When as a child, you picked your dominant hand – the one that you use to write, color and play sports – you were participating in a developmental mechanism that has been working since the dawn of the human species. However, hand dominance isn’t just a characteristic for our species. Apes also have a preferred hand, although they are evenly split between lefties and righties — whereas humans are roughly 90% right-handed. As apes are our closest living relative, they serve as a comparison when looking at traits that define humanity. If we assume that the common ancestor we share with apes also had a handedness percentage of fifty-fifty, how did our percentage get so skewed in favor of right-handed individuals? One answer could be that we developed complex language, which may go with hand dominance.
The origins of human hand dominance have been a moving target for years. Since there are no living ancient humans to observe, it’s not easy to determine which hand they preferred. One way to try to find hand dominance is to go back through the fossil record, and compare arm structure. The side with the preferred hand would be ever-so-slightly larger, and show more areas on the bone for muscle attachment. However, anthropologists rarely find complete arms; and those that they do find are damaged due to weather, or wear and tear. Researchers have had to find a way around this; and one way is to look at ancient teeth.
Teeth can tell us more about ancient human ancestors than what they ate, or how old they lived to be. A research team led by Dr. David Frayer of the University of Kansas may have the solved mystery of the origin of handedness by looking at 1.8 million year-old teeth. They found some mysterious marks on an upper jaw from Olduvai Gorge in Tanzania, the most famous archaeological site for human origins. Looking at scratches found on the teeth, Frayer and his team determined that this individual was right-handed. This individual was a member of the species Homo habilis, the oldest human ancestor in the same genus as modern humans. H. habilis, affectionately called “handy man” by anthropologists, lived in Africa from 2.4 to 1.4 million years ago, and used primitive stone tools to make prehistoric life just a little bit easier. Their results were published in a paper in October 2016 in the Journal of Human Evolution.
The specific jaw that Frayer’s team looked at belonged to the 65th H. habilis individual found at Olduvai. During its lifetime, this individual struck its teeth with a stone tool while trying to saw off pieces of food it had clenched in its mouth. These repeated strikes left marks on the teeth, which the research team used to determine the earliest evidence for human handedness.

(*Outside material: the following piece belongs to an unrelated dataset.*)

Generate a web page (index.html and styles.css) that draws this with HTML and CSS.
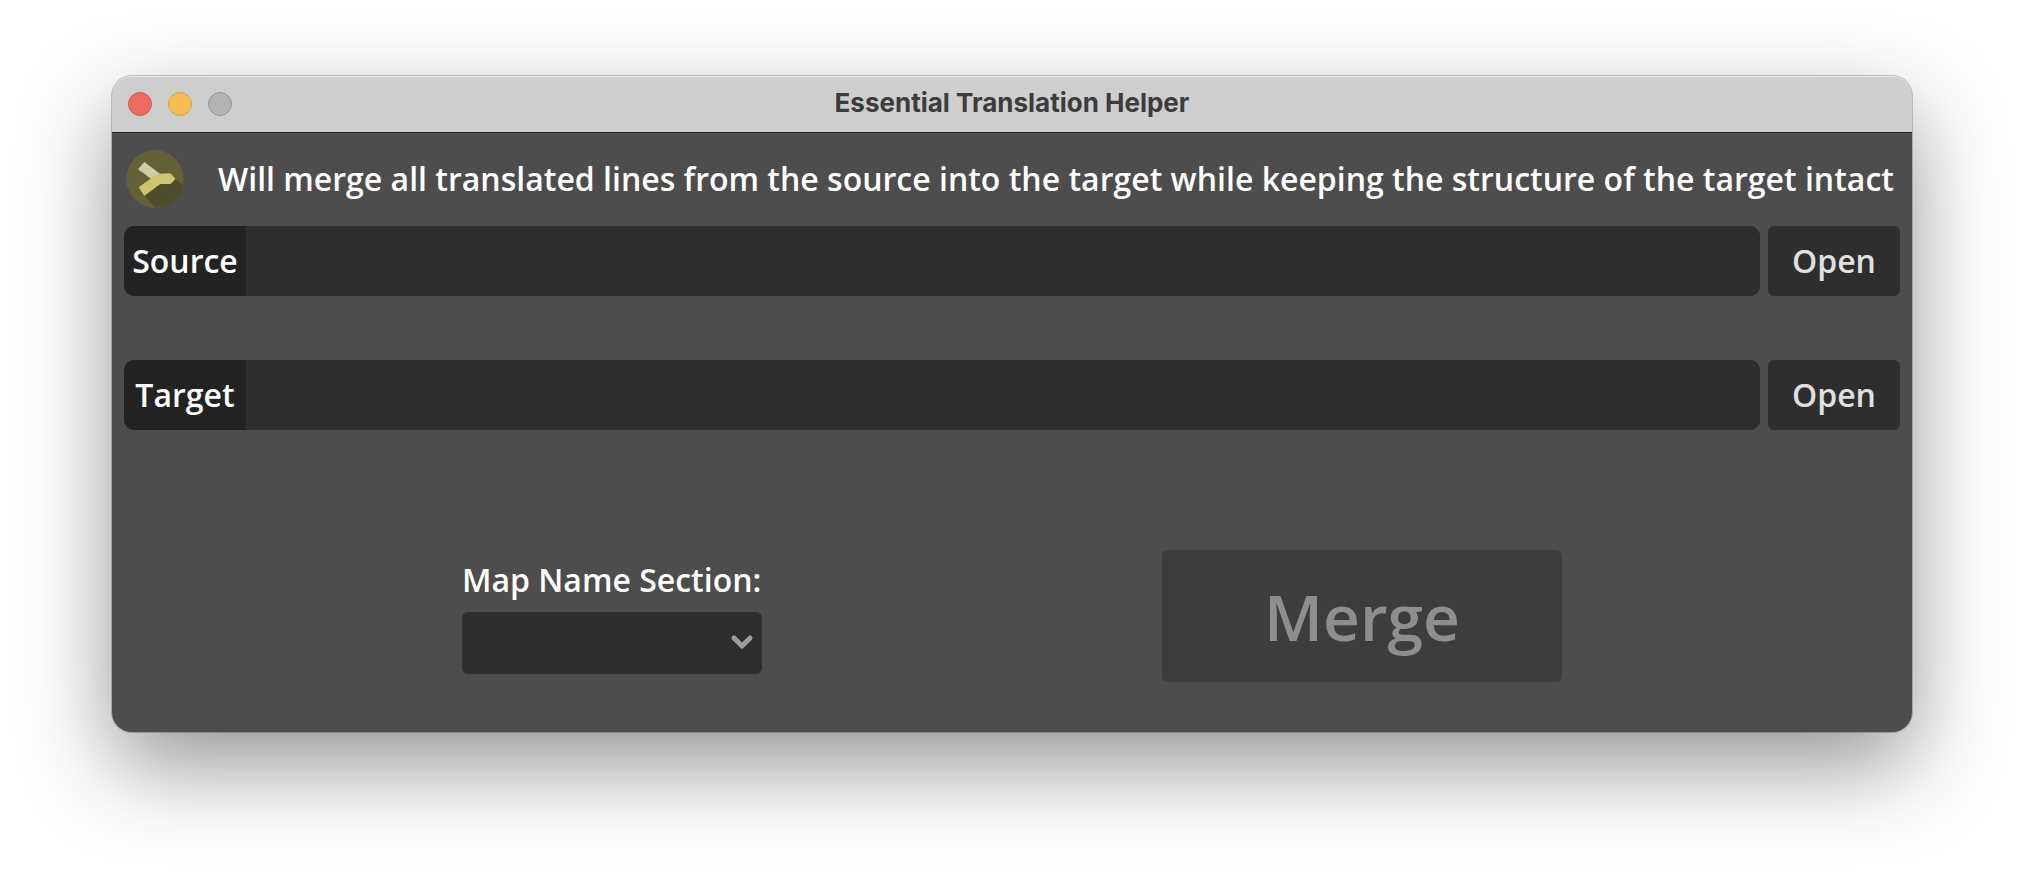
FILE: index.html
```
<!DOCTYPE html>
<html lang="en">
<head>
<meta charset="utf-8">
<title>Essential Translation Helper</title>
<link rel="stylesheet" href="styles.css">
</head>
<body>
<div class="window">
  <header class="titlebar">
    <div class="lights">
      <button class="light close" type="button" aria-label="Close"></button>
      <button class="light minimize" type="button" aria-label="Minimize"></button>
      <button class="light zoom" type="button" aria-label="Zoom" disabled></button>
    </div>
    <h1 class="title">Essential Translation Helper</h1>
  </header>
  <main class="content">
    <div class="intro">
      <svg class="merge-icon" viewBox="18 30 174 174" aria-hidden="true">
        <circle cx="105" cy="117" r="86" fill="#646137"/>
        <path d="M73 167 118 132 150 132 166 117 190 138A86 86 0 0 1 106 203Z" fill="#4f4c29"/>
        <path d="M73 66 120 101 103 124 54 88Z" fill="#d0cba8"/>
        <path d="M56 142 108 104Q112 101 118 101L148 100Q152 100 155 103L166 117 155 129Q152 132 148 132L121 132 73 167Z" fill="#cbc56f"/>
      </svg>
      <p class="intro-text">Will merge all translated lines from the source into the target while keeping the structure of the target intact</p>
    </div>
    <div class="file-row">
      <div class="field">
        <label class="field-label" for="source">Source</label>
        <input class="field-input" id="source" type="text">
      </div>
      <button class="open" type="button">Open</button>
    </div>
    <div class="file-row">
      <div class="field">
        <label class="field-label" for="target">Target</label>
        <input class="field-input" id="target" type="text">
      </div>
      <button class="open" type="button">Open</button>
    </div>
    <div class="actions">
      <div class="section">
        <label for="section">Map Name Section:</label>
        <div class="select-wrap">
          <select class="select" id="section"></select>
          <svg class="chevron" viewBox="0 0 24 16" aria-hidden="true"><path d="M4 4 12 12 20 4" fill="none" stroke="#9c9c9c" stroke-width="5" stroke-linecap="round" stroke-linejoin="round"/></svg>
        </div>
      </div>
      <button class="merge" type="button" disabled>Merge</button>
    </div>
  </main>
</div>
</body>
</html>
```
FILE: styles.css
```
* {
  box-sizing: border-box;
}

body {
  min-height: 100vh;
  margin: 0;
  padding: 76px 112px;
  background: #fff;
  color: #fff;
  font: 600 32px/44px "Open Sans", "Noto Sans", sans-serif;
}

button,
input,
select {
  margin: 0;
  border: 0;
  padding: 0;
  color: inherit;
  font: inherit;
}

.window {
  border-radius: 20px;
  background: #4d4d4d;
  box-shadow: 0 0 0 1px rgba(0, 0, 0, 0.2), 0 34px 90px rgba(0, 0, 0, 0.42);
}

.titlebar {
  display: grid;
  grid-template-columns: 1fr auto 1fr;
  align-items: center;
  height: 57px;
  padding: 0 16px;
  border-bottom: 1px solid #1c1c1c;
  border-radius: 20px 20px 0 0;
  background: #cecece;
  box-shadow: inset 0 1px 0 #ececec;
}

.lights {
  display: flex;
  gap: 16px;
}

.light {
  width: 24px;
  height: 24px;
  border: 1px solid;
  border-radius: 50%;
}

.close {
  border-color: #d0564c;
  background: #ed6b60;
}

.minimize {
  border-color: #d6a044;
  background: #f5bf50;
}

.zoom {
  border-color: #959595;
  background: #b3b3b3;
}

.title {
  margin: 0;
  padding-bottom: 2px;
  color: #3c3c3c;
  font: 700 26px/32px Inter, sans-serif;
}

.content {
  padding: 17px 12px 50px;
}

.intro {
  display: flex;
  align-items: center;
  gap: 34px;
  padding: 0 2px;
  margin-bottom: 18px;
}

.merge-icon {
  flex: none;
  width: 58px;
  height: 58px;
}

.intro-text {
  margin: 0;
  white-space: nowrap;
}

.file-row {
  display: flex;
  gap: 8px;
  margin-bottom: 64px;
}

.field {
  display: flex;
  flex: 1;
  height: 70px;
  border-radius: 10px;
  overflow: hidden;
  background: #2e2e2e;
}

.field-label {
  width: 122px;
  padding-top: 13px;
  background: #232323;
  text-align: center;
}

.field-input {
  flex: 1;
  min-width: 0;
  padding: 0 12px;
  background: #2e2e2e;
}

.open {
  width: 132px;
  border-radius: 6px;
  background: #2e2e2e;
  color: #e0e0e0;
}

.actions {
  display: flex;
  justify-content: center;
  align-items: center;
  gap: 400px;
  margin-top: 120px;
}

.section {
  display: flex;
  flex-direction: column;
  gap: 10px;
  width: 300px;
  white-space: nowrap;
}

.select-wrap {
  position: relative;
  height: 62px;
}

.select {
  width: 100%;
  height: 100%;
  border-radius: 6px;
  background: #2e2e2e;
  appearance: none;
}

.chevron {
  position: absolute;
  top: 22px;
  right: 8px;
  width: 24px;
  height: 16px;
  pointer-events: none;
}

.merge {
  width: 400px;
  height: 132px;
  padding-top: 2px;
  border-radius: 6px;
  background: #3d3d3d;
  color: #8e8e8e;
  font-size: 64px;
  line-height: 88px;
}
```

“Sometimes you get faint striations related to the kinds of foods that you’re eating, like if there’s grit in them” says Frayer. But these striations were larger, he said, and were likely caused by a primitive tool. Frayer hypothesized that when processing food, Homo habilis would grip whatever it was eating — whether it was meat or plant material -in its left hand, chomp down with its teeth, holding the food in place. Then it would use a stone tool to hack off pieces of food.
Homo habilis processing food. Image courtesy of the University of Kansas.
Frayer found marks from the stone tools on the six front teeth – the four incisors and two canines – on the upper jaw. The marks couldn’t have been on the molars or premolars, for good reason.
“You couldn’t process something back there anyway, at least not very well; you’d cut your cheek off” said Frayer. By counting up the number of marks that either leaned left, right, or straight up and down, the research team could determine which hand the Homo habilis individual was using to hold the stone tool. A vast majority of the scratches were leaning towards the individual’s left, which could have only showed up if H. habilis had been using its right hand. The majority of these scratches were grouped on the four teeth towards the right side of the mouth; which also would have happened if this individual was right-handed. This is the first time that a research team has tried to determine handedness for an ancient human ancestor. Scientists will need to look at more H. habilis individuals to see if their handedness percentage matches our own, in order to have a larger sample and draw the correct conclusion.
Another research team ran an experiment to see if these marks were actually caused by stone tools. Volunteers put on mouth guards, and were told to either pull something placed in their mouth with their right or left hand, while cutting with the opposite hand. These volunteers produced marks on their mouth guards that matched the ones found on the ancient H. habilis teeth, showing that these ancient marks were likely caused by tools.
Some scientists challenge these findings, arguing that since these marks don’t show up later in the fossil record, they must be caused by something else. While scientists find deep scratches on Neanderthal teeth, they don’t find such scratches in more modern humans, including Aborigines from Australia. Frayer theorizes that as humans developed more accurate stone tools, and moved from stone to metal, the need to use our mouths as a third hand decreased. This could account for more modern populations not having thee deep scratches in their teeth.
This research has a tie to language development as well. The left side of the brain controls the right side of the body, and also happens to house the language centers. “If they are right-handed, that implies that there is brain lateralization, where the left side of the brain is larger,” says Dr. Kristin Young of the University of North Carolina – Chapel Hill. A larger left hemisphere could also mean more active language centers, which could explain just how humans were able to develop language in the first place. Creating stone tools is a social experience, and teaching others the best method of creating stone tools is far easier when you can tell them exactly how to make it. In this sense handedness and language have an undeniable connection, and the origin of language could be far earlier than previously thought.